Private equity investment in the domestic real estate sector declined by around 20.2 per cent to $831 million (about Rs 3,740 crore) in the first five months of this fiscal due to sluggish demand.
Factors like the tight availability of funds with PE players and delays in project execution prompted fund houses to adopt a cautious approach towards the real estate sector, according to data compiled by research firm Venture Intelligence.
PE players had pumped $1,041 million (around Rs 4,685 crore) into the realty sector during the April-August period of the previous fiscal, as per the data.
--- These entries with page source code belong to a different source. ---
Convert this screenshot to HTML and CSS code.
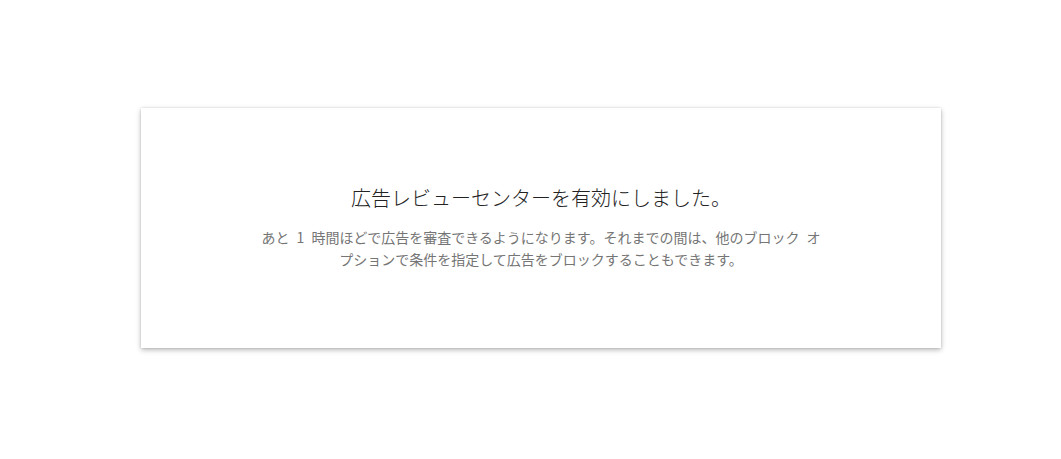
FILE: index.html
```html
<!DOCTYPE html>
<html lang="ja">
<head>
    <meta charset="UTF-8">
    <title>広告レビューセンター</title>
    <link rel="stylesheet" href="styles.css">
</head>
<body>
    <div class="card">
        <h2 class="title">広告レビューセンターを有効にしました。</h2>
        <p class="message">あと 1 時間ほどで広告を審査できるようになります。それまでの間は、他のブロック オプションで条件を指定して広告をブロックすることもできます。</p>
    </div>
</body>
</html>
```

FILE: styles.css
```css
* {
    margin: 0;
    padding: 0;
    box-sizing: border-box;
}

html, body {
    height: 100%;
}

body {
    background: #fff;
    font-family: "Noto Sans CJK JP", "Noto Sans", sans-serif;
    padding-top: 108px;
}

.card {
    width: 800px;
    height: 240px;
    margin-left: 141px;
    background: #fff;
    box-shadow: 0 0 2px rgba(0, 0, 0, 0.12), 0 2px 5px rgba(0, 0, 0, 0.28);
    display: flex;
    flex-direction: column;
    align-items: center;
    justify-content: center;
    text-align: center;
    padding-bottom: 2px;
}

.title {
    font-size: 20px;
    font-weight: 300;
    color: #222;
    line-height: 26px;
    margin-bottom: 15px;
}

.message {
    font-size: 14px;
    font-weight: 400;
    color: #757575;
    line-height: 22px;
    word-spacing: 4px;
    max-width: 566px;
}
```
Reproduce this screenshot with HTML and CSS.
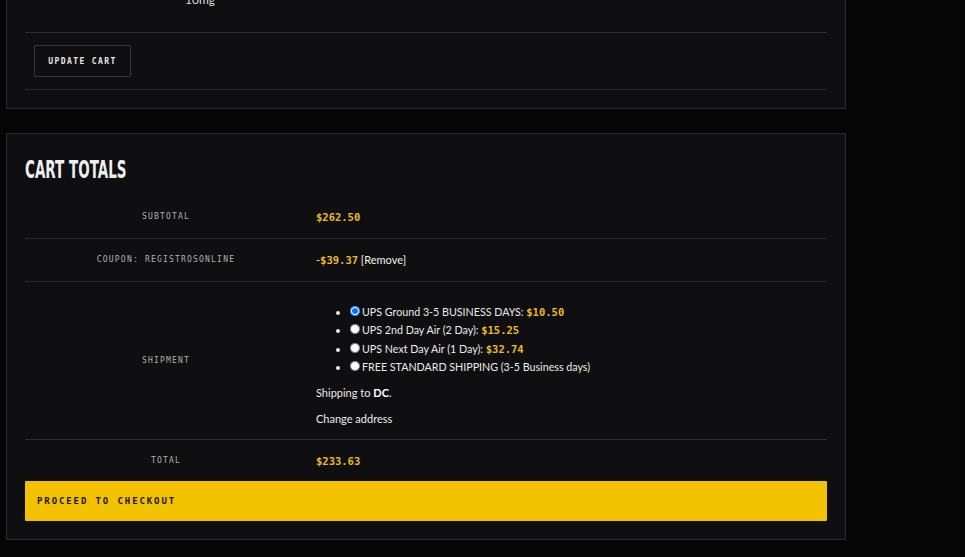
FILE: index.html
```html
<!DOCTYPE html>
<html lang="en">
<head>
    <meta charset="UTF-8">
    <title>Cart</title>
    <link rel="stylesheet" href="styles.css">
</head>
<body>
<div class="page">
    <div class="panel cart-items">
        <div class="item-row">
            <span class="item-meta">10mg</span>
        </div>
        <div class="actions">
            <button class="btn-outline">Update cart</button>
        </div>
    </div>

    <div class="panel totals">
        <h2 class="totals-title">Cart totals</h2>
        <table class="totals-table">
            <tr class="row-subtotal">
                <th>Subtotal</th>
                <td><span class="amount">$262.50</span></td>
            </tr>
            <tr class="row-coupon">
                <th>Coupon: registrosonline</th>
                <td>-<span class="amount">$39.37</span> <a class="remove" href="#">[Remove]</a></td>
            </tr>
            <tr class="row-shipping">
                <th>Shipment</th>
                <td>
                    <ul class="ship-methods">
                        <li><label><input type="radio" name="ship" checked>UPS Ground 3-5 BUSINESS DAYS: <span class="amount">$10.50</span></label></li>
                        <li><label><input type="radio" name="ship">UPS 2nd Day Air (2 Day): <span class="amount">$15.25</span></label></li>
                        <li><label><input type="radio" name="ship">UPS Next Day Air (1 Day): <span class="amount">$32.74</span></label></li>
                        <li><label><input type="radio" name="ship">FREE STANDARD SHIPPING (3-5 Business days)</label></li>
                    </ul>
                    <p class="ship-dest">Shipping to <strong>DC</strong>.</p>
                    <p class="ship-change"><a href="#">Change address</a></p>
                </td>
            </tr>
            <tr class="row-total">
                <th>Total</th>
                <td><span class="amount">$233.63</span></td>
            </tr>
        </table>
        <button class="btn-checkout">Proceed to checkout</button>
    </div>
</div>
</body>
</html>
```

FILE: styles.css
```css
body { margin: 0; background: #050505; color: #e8e8e8; font-family: Lato, "Noto Sans", sans-serif; overflow: hidden; }
.page { padding-left: 6px; width: 840px; }
.panel { background: #0f0f11; border: 1px solid #2c2c2e; padding: 0 18px; }

.cart-items { margin-top: -30px; padding-bottom: 18px; }
.item-row { height: 62px; border-bottom: 1px solid #2c2c2e; box-sizing: border-box; padding: 17px 0 0 160px; }
.item-meta { font-size: 12px; color: #ddd; }
.actions { height: 57px; border-bottom: 1px solid #2c2c2e; padding: 12px 0 0 9px; box-sizing: border-box; }
.btn-outline { background: transparent; border: 1px solid #38383a; color: #e6e6e6; height: 32px; width: 97px; padding: 0; font-family: "DejaVu Sans Mono", monospace; font-weight: bold; font-size: 8px; letter-spacing: 1.4px; text-transform: uppercase; border-radius: 1px; }

.totals { margin-top: 24px; padding-bottom: 18px; }
.totals-title { margin: 0; padding: 24px 0 0; height: 61px; box-sizing: border-box; font-family: "Liberation Sans Narrow", "DejaVu Sans Condensed", sans-serif; font-weight: bold; font-size: 25px; line-height: 24px; color: #eeeeee; text-transform: uppercase; transform: scaleX(0.6); transform-origin: left; }

.totals-table { width: 100%; border-collapse: collapse; }
.totals-table tr { border-bottom: 1px solid #2c2c2e; }
.totals-table tr.row-total { border-bottom: none; }
.totals-table th { width: 282px; font-family: "DejaVu Sans Mono", monospace; font-weight: normal; font-size: 8px; letter-spacing: 1.2px; color: #b0b0b0; text-transform: uppercase; text-align: center; padding: 0; }
.totals-table td { padding: 0 0 0 9px; font-size: 11px; color: #eaeaea; }
.row-subtotal, .row-coupon { height: 43px; }
.row-total { height: 42px; }
.amount { font-family: "DejaVu Sans Mono", monospace; font-weight: bold; font-size: 10.5px; color: #eab925; }
.remove { color: #f0f0f0; text-decoration: none; }

.row-shipping td { padding-top: 21px; padding-bottom: 11px; }
.ship-methods { margin: 0; padding-left: 34px; font-size: 10.7px; }
.ship-methods li { line-height: 17.6px; }
.ship-methods input { width: 10px; height: 10px; margin: 0 2px 0 0; vertical-align: 0; }
.ship-dest { margin: 8px 0 0; line-height: 18px; }
.ship-dest strong { font-weight: bold; color: #fff; }
.ship-change { margin: 8px 0 0; line-height: 18px; }
.ship-change a { color: #eaeaea; text-decoration: none; }

.btn-checkout { display: block; width: 100%; height: 40px; border: none; background: #f2c200; color: #1a1600; text-align: left; padding: 0 12px; font-family: "DejaVu Sans Mono", monospace; font-weight: bold; font-size: 9px; letter-spacing: 1.9px; text-transform: uppercase; border-radius: 1px; }
```
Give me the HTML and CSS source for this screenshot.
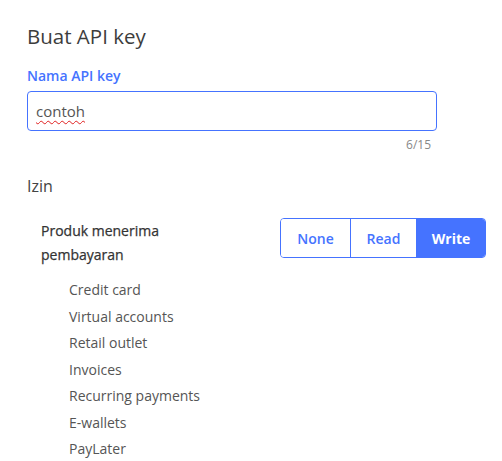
FILE: index.html
```html
<!DOCTYPE html>
<html lang="id">
<head>
<meta charset="utf-8">
<title>Buat API key</title>
<link rel="stylesheet" href="styles.css">
</head>
<body>
<div class="panel">
  <h1 class="title">Buat API key</h1>
  <label class="field-label">Nama API key</label>
  <div class="input" role="textbox"><span class="misspelled">contoh</span></div>
  <div class="counter">6/15</div>
  <h2 class="section">Izin</h2>
  <div class="perm-row">
    <div class="perm-name">Produk menerima<br>pembayaran</div>
    <div class="seg">
      <button class="seg-btn">None</button>
      <button class="seg-btn">Read</button>
      <button class="seg-btn active">Write</button>
    </div>
  </div>
  <ul class="products">
    <li>Credit card</li>
    <li>Virtual accounts</li>
    <li>Retail outlet</li>
    <li>Invoices</li>
    <li>Recurring payments</li>
    <li>E-wallets</li>
    <li>PayLater</li>
  </ul>
</div>
</body>
</html>
```
FILE: styles.css
```css
* { box-sizing: border-box; }
body {
  margin: 0;
  background: #fff;
  font-family: "Open Sans", "Noto Sans", sans-serif;
  color: #555;
}
.panel {
  padding: 22px 16px 0 27px;
}
.title {
  margin: 0;
  font-size: 20.5px;
  line-height: 28px;
  font-weight: 400;
  color: #3d3d3d;
}
.field-label {
  display: block;
  margin-top: 16px;
  font-size: 14px;
  line-height: 20px;
  font-weight: 600;
  color: #4573ff;
}
.input {
  margin-top: 5px;
  width: 410px;
  height: 40px;
  border: 1px solid #4573ff;
  border-radius: 4px;
  padding: 0 8px;
  display: flex;
  align-items: center;
  font-size: 15px;
  color: #555;
}
.misspelled {
  text-decoration: underline wavy #e02020;
  text-decoration-thickness: 1px;
  text-underline-offset: 3px;
}
.counter {
  width: 404px;
  text-align: right;
  font-size: 12px;
  line-height: 18px;
  margin-top: 5px;
  color: #888;
}
.section {
  margin: 20px 0 0;
  font-size: 16px;
  line-height: 24px;
  font-weight: 400;
  color: #444;
}
.perm-row {
  margin-top: 20px;
  display: flex;
  justify-content: space-between;
  align-items: flex-start;
  padding-left: 14px;
  width: 459px;
}
.perm-name {
  font-size: 14px;
  line-height: 24px;
  font-weight: 500;
  color: #333;
  padding-top: 1px;
  -webkit-text-stroke: 0.25px #333;
}
.seg {
  display: flex;
  border: 1px solid #4573ff;
  border-radius: 4px;
  overflow: hidden;
}
.seg-btn {
  height: 38px;
  border: 0;
  background: #fff;
  color: #4573ff;
  font-family: inherit;
  font-size: 14px;
  font-weight: 600;
  padding: 0;
  width: 69px;
}
.seg-btn + .seg-btn { border-left: 1px solid #4573ff; }
.seg-btn:nth-child(2) { width: 66px; }
.seg-btn.active { background: #4573ff; color: #fff; font-weight: 700; }
.products {
  list-style: none;
  margin: 10px 0 0;
  padding: 0 0 0 42px;
}
.products li {
  font-size: 14px;
  line-height: 26.5px;
  color: #555;
}
```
“Funding through the PE route is lower compared to the previous year, as fund houses are cautious about investing in realty due to a dip in general demand and uncertainty over timely completion of the projects by developers,” said the Chief Executive Officer of Fire Capital, Mr Om Chaudhry, while commenting on the data.
The lower availability of funds with PE players was another reason behind the dip in investment figures, he said.
Mr Chaudhry also said repayment of funds raised during 2006-07 was likely to have reduced the corpus available with the fund houses.
“A lot of funds, which were raised during 2006, are due for return to investors this year,” he said.
The real estate sector is also suffering on account of declining flows from commercial banks and tightening of provisioning norms by the Reserve Bank of India.